A Igreja, ao longo dos séculos, sentiu a exigência de se comprometer no âmbito da instrução porque a sua missão de evangelização comporta o empenho de restituir dignidade aos mais pobres. Desde o primeiro exemplo de uma «escola» fundada precisamente aqui em Roma por São Justino, no segundo século, para que os cristãos conhecessem melhor a Sagrada Escritura, até São José de Calasanz, que abriu as primeiras escolas populares gratuitas da Europa, temos uma longa lista de santos e santas que em várias épocas levaram instrução aos mais desfavorecidos, sabendo que através deste caminho teriam ultrapassado a miséria e a discriminação. Quantos cristãos, leigos, irmãos e irmãs consagrados, sacerdotes dedicaram a própria vida à instrução, à educação das crianças e dos jovens. Isto é grande: convido-vos a prestar-lhe uma homenagem com uma calorosa salvas de palma! [aplauso dos fiéis]. Estes pioneiros da instrução tinham compreendido profundamente a obra de misericórdia, tornando-a um estilo de vida capaz de transformar a própria sociedade. Através de um trabalho simples e com poucas estruturas souberam restituir dignidade a muitas pessoas! E a instrução que proporcionavam era muitas vezes orientada também para o trabalho. Mas pensemos em São João Bosco, que preparava os meninos de rua para o trabalho, com o oratório e também com as escolas, os ofícios. Foi assim que surgiram muitas e diversas escolas profissionais, que habilitavam para o trabalho e educavam nos valores humanos e cristãos. Portanto, a instrução é deveras uma forma peculiar de evangelização.

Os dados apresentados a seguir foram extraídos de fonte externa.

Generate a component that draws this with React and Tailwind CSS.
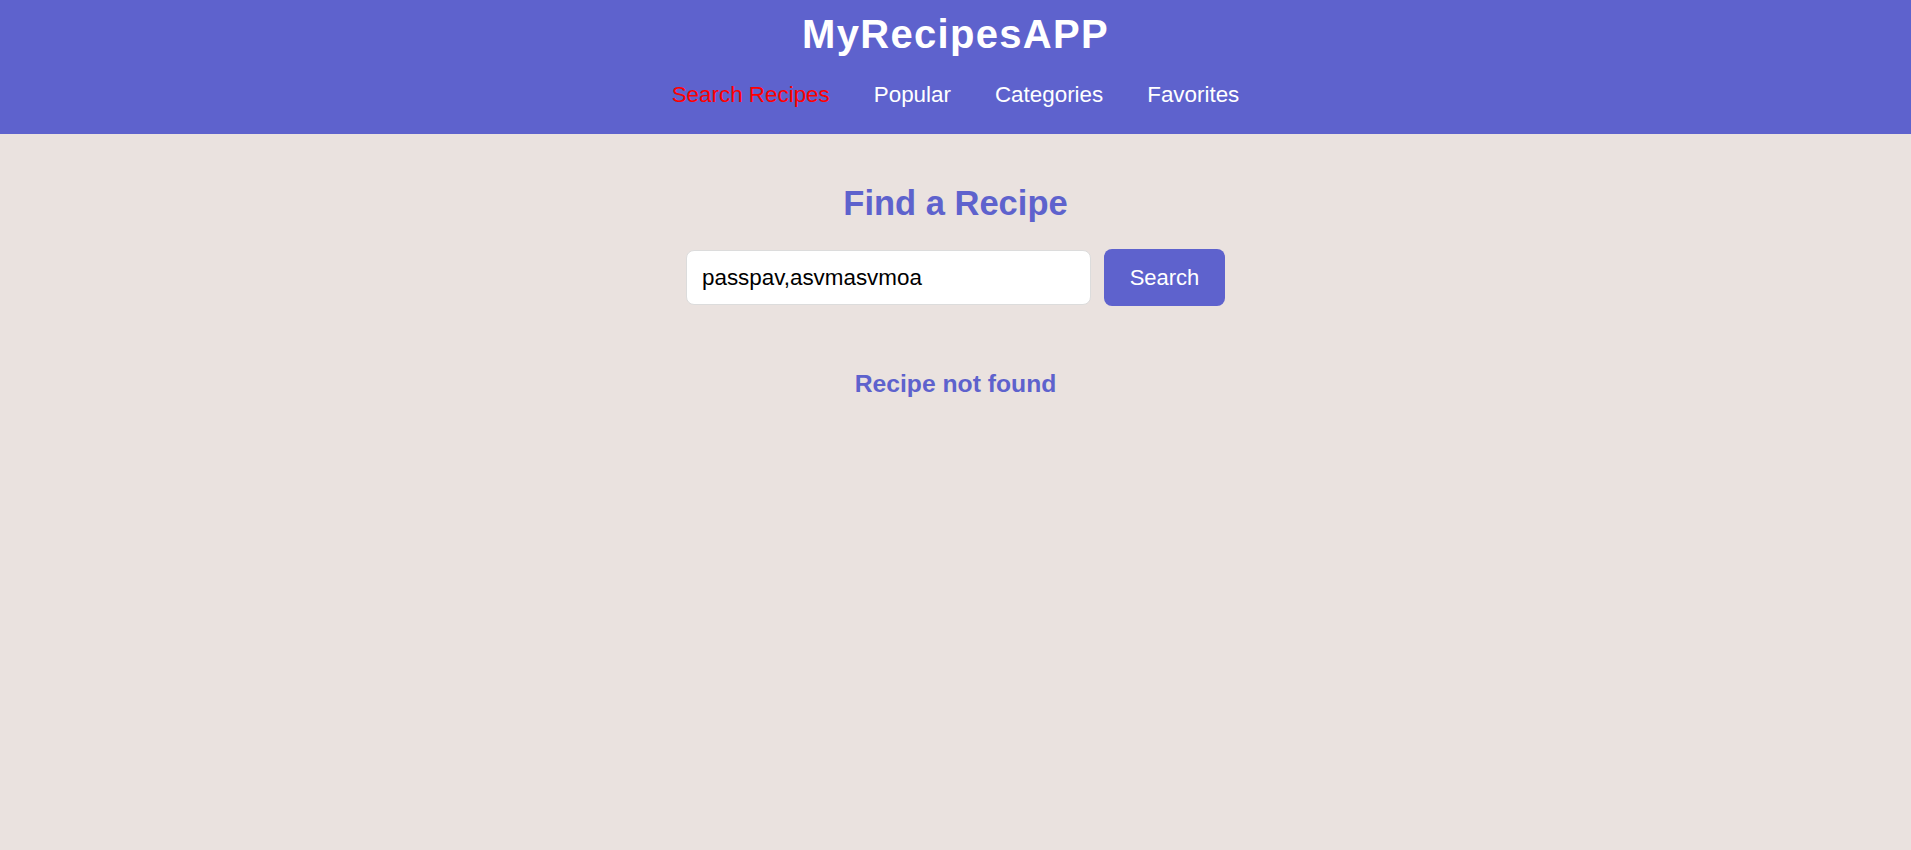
export default function App() {
  const links = ["Search Recipes", "Popular", "Categories", "Favorites"];
  return (
    <div className="min-h-screen bg-[#eae2df]" style={{ fontFamily: '"Liberation Sans", Arial, sans-serif' }}>
      <header className="bg-[#5e62cd] h-[134px] flex flex-col items-center pt-[11px]">
        <h1 className="text-white font-bold text-[40px] leading-[46px] tracking-[1.3px]">MyRecipesAPP</h1>
        <nav className="flex gap-[44px] mt-[25px]">
          {links.map((l, i) => (
            <a
              key={l}
              href="#"
              className={
                "text-[22.4px] leading-[26px] " + (i === 0 ? "text-[#ff0000]" : "text-white")
              }
            >
              {l}
            </a>
          ))}
        </nav>
      </header>
      <main className="flex flex-col items-center pt-[49px]">
        <h2 className="text-[#5e62cd] font-bold text-[34.5px] leading-[40px]">Find a Recipe</h2>
        <form className="flex gap-[13px] mt-[26px] items-center" onSubmit={(e) => e.preventDefault()}>
          <input
            type="text"
            defaultValue="passpav,asvmasvmoa"
            className="w-[405px] h-[55px] bg-white border border-[#dcdcdc] rounded-[8px] pl-[15px] text-[22.4px] text-black outline-none"
            style={{ fontFamily: '"Liberation Sans", Arial, sans-serif' }}
          />
          <button
            type="submit"
            className="w-[121px] h-[57px] bg-[#5e62cd] text-white rounded-[8px] text-[22px]"
            style={{ fontFamily: '"Liberation Sans", Arial, sans-serif' }}
          >
            Search
          </button>
        </form>
        <p className="text-[#5e62cd] font-bold text-[24.7px] leading-[28px] mt-[64px]">Recipe not found</p>
      </main>
    </div>
  );
}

Quanto mais cresce a instrução, mais as pessoas adquirem certezas e consciências, das quais todos necessitamos na vida. Uma boa instrução ensina-nos o método crítico, que inclui também um certo tipo de dúvida, útil para colocar perguntas e verificar os resultados alcançados, em vista de um conhecimento maior. Mas a obra de misericórdia de aconselhar os duvidosos não diz respeito a este tipo de dúvida. Ao contrário, expressar a misericórdia para com os duvidosos equivale a aliviar aquela dor e aquele sofrimento que provém do medo e da angustia que são consequências da dúvida. Portanto, é um ato de verdadeiro amor com o qual se tenciona apoiar uma pessoa na debilidade provocada pela incerteza.
Penso que alguém poderia questionar-me: «Padre, mas eu tenho tantas dúvidas sobre a fé, o que devo fazer? O senhor nunca tem dúvidas?». Tenho muitas... Certamente nalguns momentos as dúvidas surgem para todos! As dúvidas mexem com a fé, no sentido positivo, são o sinal de que queremos conhecer melhor e mais profundamente a Deus, Jesus, e o mistério do seu amor por nós. «Mas, tenho esta dúvida: procuro, estudo, vejo e peço conselhos sobre como agir». Estas são dúvidas que fazem crescer! Por conseguinte, é bom que façamos algumas perguntas sobre a nossa fé, porque deste modo somos impelidos a aprofundá-la. Todavia, as dúvidas devem ser também ultrapassadas. Por isso é necessário ouvir a Palavra de Deus, e compreender o que nos ensina. Um caminho importante que pode ajudar muito neste sentido é a catequese, com a qual o anúncio da fé vem ao nosso encontro no concreto da vida pessoal e comunitária. E há, ao mesmo tempo, outro caminho igualmente importante, o de viver o mais possível a fé. Não façamos da fé uma teoria abstrata onde as dúvidas se multiplicam. Ao contrário, façamos da fé a nossa vida. Procuremos praticá-la no serviço aos irmãos, especialmente dos mais necessitados. E então muitas dúvidas esvaecem, porque sentimos a presença de Deus e a verdade do Evangelho no amor que, sem o nosso mérito, habita em nós e compartilhemos com os outros.
Como podemos observar, queridos irmãos e irmãs, também estas duas obras de misericórdia não estão distantes da nossa vida. Cada um de nós pode comprometer-se em vivê-las para pôr em prática a palavra do Senhor quando diz que o mistério do amor de Deus não foi revelado aos sábios e aos inteligentes, mas aos pequeninos (cf. Lc 10, 21; Mt 11, 25-26). Portanto, o ensinamento mais profundo que somos chamados a transmitir e a certeza mais verdadeira para sair da dúvida, é o amor de Deus com o qual fomos amados (cf. 1 Jo 4, 10). Um grande amor, gratuito e concedido para sempre. Deus nunca retrocede com o seu amor! Vai sempre em frente e espera; doa para sempre o seu amor, do qual devemos sentir grande responsabilidade, para sermos o seu testemunho oferecendo misericórdia aos nossos irmãos. Obrigado.